A known cyber-leaker claiming access to T-Mobile assets in June exposed a familiar pattern: threat actors hitting telecoms directly or through their vendors, then selling access or sensitive files. The actor posted screenshots that purported to show admin access to a Confluence instance and developer Slack channels. T-Mobile responded by saying its infrastructure was not compromised and that the matter appears tied to a third-party service provider under investigation.
This is not an isolated PR problem. Telecom failures have been recurring and consequential. In recent years T-Mobile disclosed separate incidents that exposed tens of millions of customer records, and regulators are no longer treating those events as mere corporate headaches.
On top of that record of incidents, the U.S. government has stepped in with national security enforcement. In mid August 2024 a federal panel publicly announced a roughly $60 million penalty tied to failures during T-Mobile’s post merger integration, saying unauthorized access to sensitive data in 2020 and 2021 was not properly prevented or reported. That move signals two things. One, telecom security lapses are now squarely a national security issue. Two, regulators will use fines and public naming to force better behavior.
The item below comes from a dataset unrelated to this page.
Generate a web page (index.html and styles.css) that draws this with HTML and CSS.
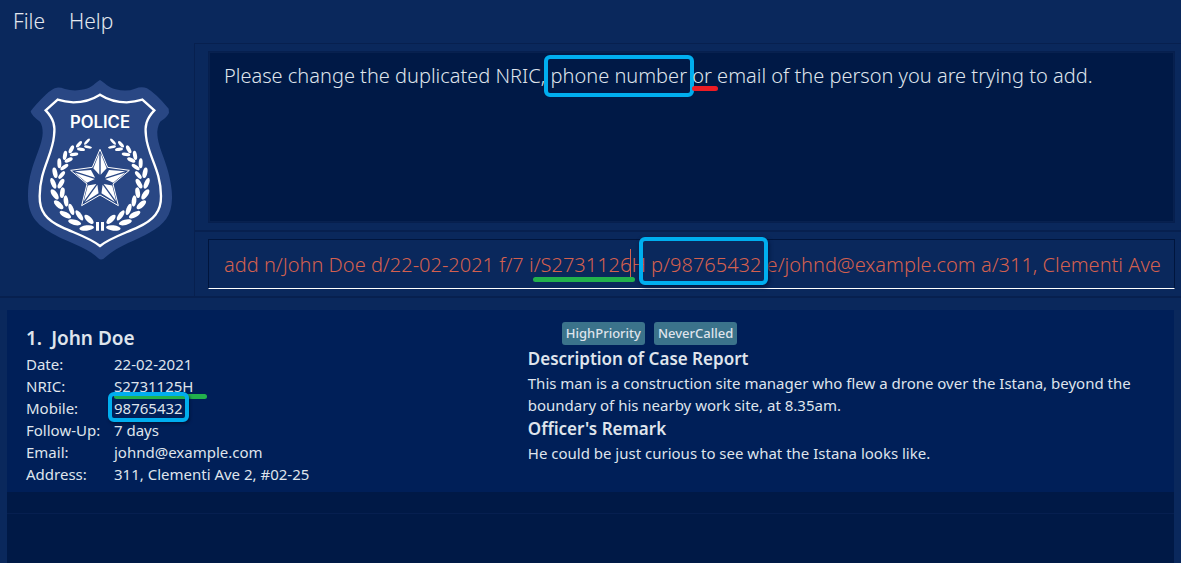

Why telecoms are high-value targets is obvious and worth stating plainly. Carriers sit at the intersection of identity, connectivity, and lawful surveillance. They hold subscriber identifiers, device identifiers such as IMEI and IMSI, billing and identity documents, routing metadata for calls and messages, and they operate systems that handle law enforcement requests. Compromise of any of those systems or of an upstream vendor can give attackers tools that are far more powerful than a standalone corporate breach. The June claims against T-Mobile underline a newer reality: attackers will go after smaller vendors, hosted services, or exposed management interfaces to get at a carrier’s crown jewels.
Operationally, the easy wins for attackers keep repeating: unsecured admin interfaces, overly permissive API endpoints, standing administrative credentials in code or repositories, and sprawling vendor access that is not continuously validated. In prior incidents at major carriers, attackers exploited a single API or misconfiguration to pull data on millions of accounts. That pattern is what makes vendor compromise so dangerous: the attacker gains a pivot point into multiple customer environments and critical systems.
What this looks like in the real world:
- Targeted espionage. Access to call and message metadata, and to systems used for lawful intercept, provides intelligence value that can be harvested quietly across long timelines.
- Fraud and identity theft. Subscriber data plus device identifiers enable SIM swap fraud, account takeovers, and high-success phishing campaigns.
- Supply chain contagion. A vendor breach can cascade into downstream impacts across operators and enterprise customers.
There is no single technical silver bullet. The problem is architectural and governance driven. For carriers and large enterprises I recommend a short, prioritized list of steps that matter immediately: 1) Assume vendor compromise. Treat all third-party connections like untrusted networks. Require least privilege, enforce short lived credentials, and require vendor attestations and active monitoring. 2) Segment and shrink the blast radius. Network and service segmentation must be real, not checkbox segmentation. Logs and telemetry should be routed to an independent collector that survives a vendor outage. 3) Protect administrative tooling. Admin panels, collaboration platforms, and code repositories must be behind hardened bastions with phishing-resistant MFA and conditional access. 4) Harden APIs. Inventory APIs, rate limit, require mutual authentication, and run continuous fuzzing and abuse detection. 5) Minimize sensitive data retention. If you do not need it, do not store it. Data minimization reduces attacker payoff and regulatory exposure. 6) Practice detection and disclosure. Regular red team exercises, supplier breach tabletop playbooks, and a clear, fast disclosure path to regulators will blunt harm and limit fines.
For enterprises and individuals tied to carrier services: stop relying on SMS for authentication if you can. Move to phishing-resistant authenticators, monitor account changes closely, and put a freeze or alert on credit if you see suspicious account activity. Those are cheap, practical defenses compared with the long recovery after identity theft.
The bottom line is simple. A telecom is not just another enterprise victim. When a carrier is breached, the adversary gains reach. That reach magnifies espionage and fraud risks for government, enterprise, and everyday citizens. T-Mobile’s latest public denials and past missteps show how fragile the perimeter is when vendor relationships and legacy integration work are not treated as the security-critical systems they are. Regulators are responding with tougher penalties and public exposure. That will help, but it will not replace hard engineering, disciplined vendor governance, and relentless operational security. Do those things now, or expect more headlines and more damage later.